> [TASK]:
Among the records that follow, find the line with "Give me the Vue 3 source for this screenshot." and the line with "</template>". Set down those lines and all lines between them exactly, without adding anything.

****************

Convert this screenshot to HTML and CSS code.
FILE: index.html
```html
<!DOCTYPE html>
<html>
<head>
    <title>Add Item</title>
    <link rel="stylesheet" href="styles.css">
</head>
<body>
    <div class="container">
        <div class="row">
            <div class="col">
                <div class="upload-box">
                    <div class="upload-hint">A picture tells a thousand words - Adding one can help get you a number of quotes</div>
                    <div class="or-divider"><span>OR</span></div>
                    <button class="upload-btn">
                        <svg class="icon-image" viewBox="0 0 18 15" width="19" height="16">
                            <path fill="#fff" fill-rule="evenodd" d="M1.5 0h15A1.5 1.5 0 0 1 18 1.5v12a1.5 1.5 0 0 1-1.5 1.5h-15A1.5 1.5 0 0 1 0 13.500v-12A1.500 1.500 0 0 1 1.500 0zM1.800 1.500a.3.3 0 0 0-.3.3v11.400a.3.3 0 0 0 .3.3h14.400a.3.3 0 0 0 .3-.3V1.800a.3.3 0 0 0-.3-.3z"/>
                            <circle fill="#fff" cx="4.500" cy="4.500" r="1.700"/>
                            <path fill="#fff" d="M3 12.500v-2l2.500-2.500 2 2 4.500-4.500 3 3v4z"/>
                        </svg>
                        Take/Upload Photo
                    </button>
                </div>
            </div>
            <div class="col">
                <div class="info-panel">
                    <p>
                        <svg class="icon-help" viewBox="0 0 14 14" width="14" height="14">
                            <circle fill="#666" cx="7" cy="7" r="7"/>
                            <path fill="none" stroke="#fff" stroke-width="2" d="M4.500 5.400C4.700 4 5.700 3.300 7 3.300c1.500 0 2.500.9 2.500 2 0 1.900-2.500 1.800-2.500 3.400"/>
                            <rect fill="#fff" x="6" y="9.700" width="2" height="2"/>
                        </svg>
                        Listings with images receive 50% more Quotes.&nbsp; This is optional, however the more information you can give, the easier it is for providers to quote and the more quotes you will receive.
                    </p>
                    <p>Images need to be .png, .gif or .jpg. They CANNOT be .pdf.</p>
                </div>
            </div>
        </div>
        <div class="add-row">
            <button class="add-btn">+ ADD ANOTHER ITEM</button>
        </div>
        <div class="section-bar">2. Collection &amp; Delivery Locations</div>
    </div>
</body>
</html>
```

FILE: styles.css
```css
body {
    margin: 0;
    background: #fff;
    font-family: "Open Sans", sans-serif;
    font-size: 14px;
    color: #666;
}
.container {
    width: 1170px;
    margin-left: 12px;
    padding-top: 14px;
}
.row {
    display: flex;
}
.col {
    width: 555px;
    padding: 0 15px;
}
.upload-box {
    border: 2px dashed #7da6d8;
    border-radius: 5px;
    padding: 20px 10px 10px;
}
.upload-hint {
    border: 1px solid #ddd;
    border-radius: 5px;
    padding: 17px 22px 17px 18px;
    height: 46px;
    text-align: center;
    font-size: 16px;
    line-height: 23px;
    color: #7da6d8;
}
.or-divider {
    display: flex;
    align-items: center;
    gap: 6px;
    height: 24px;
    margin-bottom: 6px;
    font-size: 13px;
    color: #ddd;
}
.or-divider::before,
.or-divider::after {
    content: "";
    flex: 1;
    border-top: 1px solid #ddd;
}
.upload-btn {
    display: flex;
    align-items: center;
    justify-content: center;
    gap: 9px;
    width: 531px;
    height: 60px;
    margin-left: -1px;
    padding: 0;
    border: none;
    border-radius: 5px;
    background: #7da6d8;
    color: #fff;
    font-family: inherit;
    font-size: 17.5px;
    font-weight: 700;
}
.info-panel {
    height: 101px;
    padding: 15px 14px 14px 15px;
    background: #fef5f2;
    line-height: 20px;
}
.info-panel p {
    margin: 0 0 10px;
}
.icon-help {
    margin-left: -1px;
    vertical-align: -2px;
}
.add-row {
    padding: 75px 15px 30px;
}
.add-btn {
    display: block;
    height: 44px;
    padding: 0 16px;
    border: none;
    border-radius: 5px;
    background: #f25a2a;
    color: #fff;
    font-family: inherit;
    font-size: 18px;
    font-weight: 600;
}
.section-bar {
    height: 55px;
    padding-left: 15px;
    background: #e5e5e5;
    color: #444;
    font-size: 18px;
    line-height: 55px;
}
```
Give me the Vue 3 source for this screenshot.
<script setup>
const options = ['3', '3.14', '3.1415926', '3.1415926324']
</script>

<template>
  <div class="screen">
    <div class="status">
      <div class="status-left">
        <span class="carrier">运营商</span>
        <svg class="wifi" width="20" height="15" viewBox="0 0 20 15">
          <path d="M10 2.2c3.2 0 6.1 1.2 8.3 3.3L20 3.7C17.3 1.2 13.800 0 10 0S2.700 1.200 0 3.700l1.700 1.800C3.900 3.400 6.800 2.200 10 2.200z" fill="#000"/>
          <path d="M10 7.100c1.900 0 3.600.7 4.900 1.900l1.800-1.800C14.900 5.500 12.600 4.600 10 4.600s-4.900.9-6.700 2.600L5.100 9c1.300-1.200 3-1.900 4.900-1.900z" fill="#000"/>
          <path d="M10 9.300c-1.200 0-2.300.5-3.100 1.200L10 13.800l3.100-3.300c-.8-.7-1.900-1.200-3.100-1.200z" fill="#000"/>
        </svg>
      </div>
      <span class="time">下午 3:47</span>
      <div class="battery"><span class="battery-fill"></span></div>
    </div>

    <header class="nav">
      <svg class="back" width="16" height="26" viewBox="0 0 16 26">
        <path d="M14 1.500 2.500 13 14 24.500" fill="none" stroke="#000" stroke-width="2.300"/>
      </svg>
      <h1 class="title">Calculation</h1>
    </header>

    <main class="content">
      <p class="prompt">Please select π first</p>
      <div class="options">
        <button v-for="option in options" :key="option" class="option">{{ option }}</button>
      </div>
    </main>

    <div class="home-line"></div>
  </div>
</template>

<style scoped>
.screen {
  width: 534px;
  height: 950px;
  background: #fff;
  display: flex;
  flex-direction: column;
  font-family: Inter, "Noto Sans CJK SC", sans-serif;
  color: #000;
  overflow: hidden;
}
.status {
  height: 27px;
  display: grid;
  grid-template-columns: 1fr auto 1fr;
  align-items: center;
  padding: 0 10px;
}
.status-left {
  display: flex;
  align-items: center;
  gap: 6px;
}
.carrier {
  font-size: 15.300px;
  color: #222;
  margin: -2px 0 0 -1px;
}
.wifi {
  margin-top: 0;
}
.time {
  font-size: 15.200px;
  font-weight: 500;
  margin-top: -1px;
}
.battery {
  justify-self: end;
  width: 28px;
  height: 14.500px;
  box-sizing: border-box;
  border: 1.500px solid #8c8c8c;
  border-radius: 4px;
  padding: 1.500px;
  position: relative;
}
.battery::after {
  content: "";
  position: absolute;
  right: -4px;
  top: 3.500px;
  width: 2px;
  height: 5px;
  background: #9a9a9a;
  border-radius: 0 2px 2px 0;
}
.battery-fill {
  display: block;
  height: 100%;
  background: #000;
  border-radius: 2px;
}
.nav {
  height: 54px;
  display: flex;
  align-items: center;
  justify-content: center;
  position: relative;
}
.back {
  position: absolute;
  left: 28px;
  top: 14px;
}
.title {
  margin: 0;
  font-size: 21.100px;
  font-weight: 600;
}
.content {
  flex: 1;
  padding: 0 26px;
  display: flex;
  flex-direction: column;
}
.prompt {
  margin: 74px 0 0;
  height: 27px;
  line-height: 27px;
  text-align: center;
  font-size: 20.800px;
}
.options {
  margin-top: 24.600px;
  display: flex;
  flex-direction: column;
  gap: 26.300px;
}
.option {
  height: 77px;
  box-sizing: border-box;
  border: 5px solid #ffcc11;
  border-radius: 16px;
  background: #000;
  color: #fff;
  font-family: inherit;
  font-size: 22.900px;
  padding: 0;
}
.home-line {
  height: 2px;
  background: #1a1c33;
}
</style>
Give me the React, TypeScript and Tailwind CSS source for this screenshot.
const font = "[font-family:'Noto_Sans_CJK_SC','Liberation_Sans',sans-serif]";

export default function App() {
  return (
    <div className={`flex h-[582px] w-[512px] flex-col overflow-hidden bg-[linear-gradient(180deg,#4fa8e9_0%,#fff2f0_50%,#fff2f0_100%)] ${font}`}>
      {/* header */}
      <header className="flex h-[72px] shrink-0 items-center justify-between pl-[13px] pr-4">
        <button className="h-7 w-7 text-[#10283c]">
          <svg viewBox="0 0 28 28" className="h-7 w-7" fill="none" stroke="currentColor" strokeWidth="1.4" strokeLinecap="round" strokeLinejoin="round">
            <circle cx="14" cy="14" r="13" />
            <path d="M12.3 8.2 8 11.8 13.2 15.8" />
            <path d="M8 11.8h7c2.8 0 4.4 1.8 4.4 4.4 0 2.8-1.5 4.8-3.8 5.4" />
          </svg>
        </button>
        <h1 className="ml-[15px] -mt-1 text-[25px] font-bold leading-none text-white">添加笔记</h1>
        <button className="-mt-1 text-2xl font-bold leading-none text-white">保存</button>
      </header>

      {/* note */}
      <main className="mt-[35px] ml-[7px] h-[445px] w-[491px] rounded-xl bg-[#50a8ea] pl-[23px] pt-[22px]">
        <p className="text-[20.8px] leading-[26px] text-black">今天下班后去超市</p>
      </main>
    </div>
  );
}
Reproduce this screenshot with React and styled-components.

****************

> [EXERCISE OUTPUT]:
Give me the Vue 3 source for this screenshot.
<script setup>
const options = ['3', '3.14', '3.1415926', '3.1415926324']
</script>

<template>
  <div class="screen">
    <div class="status">
      <div class="status-left">
        <span class="carrier">运营商</span>
        <svg class="wifi" width="20" height="15" viewBox="0 0 20 15">
          <path d="M10 2.2c3.2 0 6.1 1.2 8.3 3.3L20 3.7C17.3 1.2 13.800 0 10 0S2.700 1.200 0 3.700l1.700 1.800C3.900 3.400 6.800 2.200 10 2.200z" fill="#000"/>
          <path d="M10 7.100c1.900 0 3.600.7 4.900 1.900l1.800-1.800C14.900 5.500 12.600 4.600 10 4.600s-4.900.9-6.700 2.600L5.100 9c1.300-1.200 3-1.900 4.900-1.900z" fill="#000"/>
          <path d="M10 9.300c-1.200 0-2.300.5-3.100 1.200L10 13.800l3.100-3.300c-.8-.7-1.900-1.200-3.100-1.200z" fill="#000"/>
        </svg>
      </div>
      <span class="time">下午 3:47</span>
      <div class="battery"><span class="battery-fill"></span></div>
    </div>

    <header class="nav">
      <svg class="back" width="16" height="26" viewBox="0 0 16 26">
        <path d="M14 1.500 2.500 13 14 24.500" fill="none" stroke="#000" stroke-width="2.300"/>
      </svg>
      <h1 class="title">Calculation</h1>
    </header>

    <main class="content">
      <p class="prompt">Please select π first</p>
      <div class="options">
        <button v-for="option in options" :key="option" class="option">{{ option }}</button>
      </div>
    </main>

    <div class="home-line"></div>
  </div>
</template>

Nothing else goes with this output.